The Ohio Education Association, which dealt with a school shooting outside Cleveland in February that took the lives of three students, is already helping train educators in Connecticut to become grief counselors.
A school tragedy “knits teachers even closer together,” said Mieliwocki. “It reminds us all how unified we are in our mission of loving, supporting, and developing kids.”
Change in Public Perception?
The last few years have unarguably been tough ones for teachers, who’ve faced massive budget cuts, job insecurity, new accountability mandates, public derision, and declining morale. For some teachers, seeing how Soto and the other educators reacted in Newtown has given them a renewed sense of pride about their profession.
“I don’t know a teacher that wouldn’t give up their lives to save their kids,” said Mullen. “It says something to the core and character of who a teacher is.”
Rather than succumbing to fear and frustration, many teachers are finding inspiration in Newtown. “This is how we all believe we would react,” Ferlazzo said.

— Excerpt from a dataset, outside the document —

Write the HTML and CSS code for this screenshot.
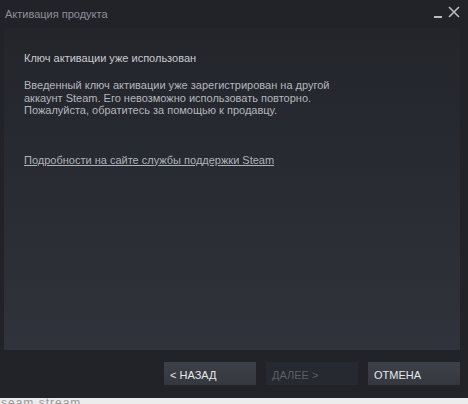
FILE: index.html
```html
<!DOCTYPE html>
<html lang="ru">
<head>
<meta charset="utf-8">
<link rel="stylesheet" href="styles.css">
</head>
<body>
<div class="window">
  <div class="titlebar">
    <span class="title">Активация продукта</span>
    <div class="controls">
      <span class="min"></span>
      <svg class="close" width="12" height="12" viewBox="0 0 12 12"><path d="M1 1L11 11M11 1L1 11" stroke="#b9bcc2" stroke-width="1.6"/></svg>
    </div>
  </div>
  <div class="panel">
    <p class="heading">Ключ активации уже использован</p>
    <p class="body">Введенный ключ активации уже зарегистрирован на другой<br>аккаунт Steam. Его невозможно использовать повторно.<br>Пожалуйста, обратитесь за помощью к продавцу.</p>
    <a class="link" href="#">Подробности на сайте службы поддержки Steam</a>
  </div>
  <div class="footer">
    <button class="btn">&lt; НАЗАД</button>
    <button class="btn disabled">ДАЛЕЕ &gt;</button>
    <button class="btn">ОТМЕНА</button>
  </div>
</div>
<div class="under"><span>seam stream</span></div>
</body>
</html>
```
FILE: styles.css
```css
html, body {
  margin: 0;
  padding: 0;
  background: #ececec;
  width: 468px;
  height: 404px;
  overflow: hidden;
  font-family: "Liberation Sans", Arial, sans-serif;
}
.window {
  width: 468px;
  height: 398px;
  background: #212328;
  display: flex;
  flex-direction: column;
  box-sizing: border-box;
}
.titlebar {
  height: 28px;
  display: flex;
  align-items: center;
  justify-content: space-between;
  padding: 0 8px 0 5px;
  box-sizing: border-box;
}
.title {
  font-size: 11px;
  color: #8d9099;
  margin-top: -1px;
}
.controls {
  display: flex;
  align-items: flex-end;
  gap: 6px;
  margin-top: -4px;
}
.min {
  width: 8px;
  height: 2px;
  background: #b9bcc2;
}
.panel {
  margin: 0 8px 0 4px;
  height: 322px;
  box-sizing: border-box;
  background: linear-gradient(to bottom, #23252b 0%, #2a2d34 60%, #30333b 100%);
  padding: 24px 20px 0 20px;
}
.heading {
  margin: 0;
  font-size: 11px;
  color: #c8cbd0;
  line-height: 13px;
}
.body {
  margin: 14px 0 0 0;
  font-size: 11px;
  color: #b4b7bd;
  line-height: 12.5px;
}
.link {
  display: inline-block;
  margin-top: 37px;
  font-size: 11px;
  color: #b0b3b9;
  line-height: 13px;
  text-decoration: underline;
}
.footer {
  display: flex;
  justify-content: flex-end;
  gap: 10px;
  padding: 12px 8px 0 0;
}
.btn {
  width: 92px;
  height: 23px;
  border: none;
  background: linear-gradient(to bottom, #3d4047, #35383f);
  color: #e6e8eb;
  font-family: "Liberation Sans", Arial, sans-serif;
  font-size: 11px;
  text-align: left;
  padding: 2px 0 0 6px;
  box-sizing: border-box;
}
.btn.disabled {
  background: #262930;
  color: #5c5f66;
}
.under {
  height: 6px;
  overflow: hidden;
  padding-left: 1px;
}
.under span {
  display: block;
  font-size: 12px;
  line-height: 14px;
  color: #9a9a9a;
  margin-top: -2px;
  letter-spacing: 1px;
}
```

Ferlazzo added that a popular recent tweet by Jason Flom, director of learning platforms at QED Foundation, expressed a sentiment felt by many teachers: “Stories of teacher heroics in #Newtown should put to rest suggestions/accusations of teachers not putting students first.”
Flom was referring to the charge often heard in education policy debates that teachers—and particularly teachers’ unions—put their own professional interests ahead of what’s best for students.
Mieliwocki said that amid the testing and accountability debates, which have been “snarky” and full of “hostile rhetoric,” people have lost sight of the fact that they were talking about their children’s teachers, whom “the average American respects and loves.” The Newtown tragedy reminds the public “just how dedicated these people are to your kids,” she said.
“There’s been a lot of teacher bashing over the last couple of years—we’re not performing, we work short hours and days, we get paid too much,” said Mullen, who worked as a police inspector in New York City before becoming a teacher. “It’s unfortunate but sometimes it takes a tragedy like this to see what certain public servants are ready to do, ready to sacrifice. Prior to 9/11, there was a lot of criticism of the NYPD for a variety of issues. After 9/11, policemen and firemen were suddenly looked at as the heroes they were. I think something like that now could happen with teachers—they’ll be looked at how they really are. They are heroes. They are martyrs.”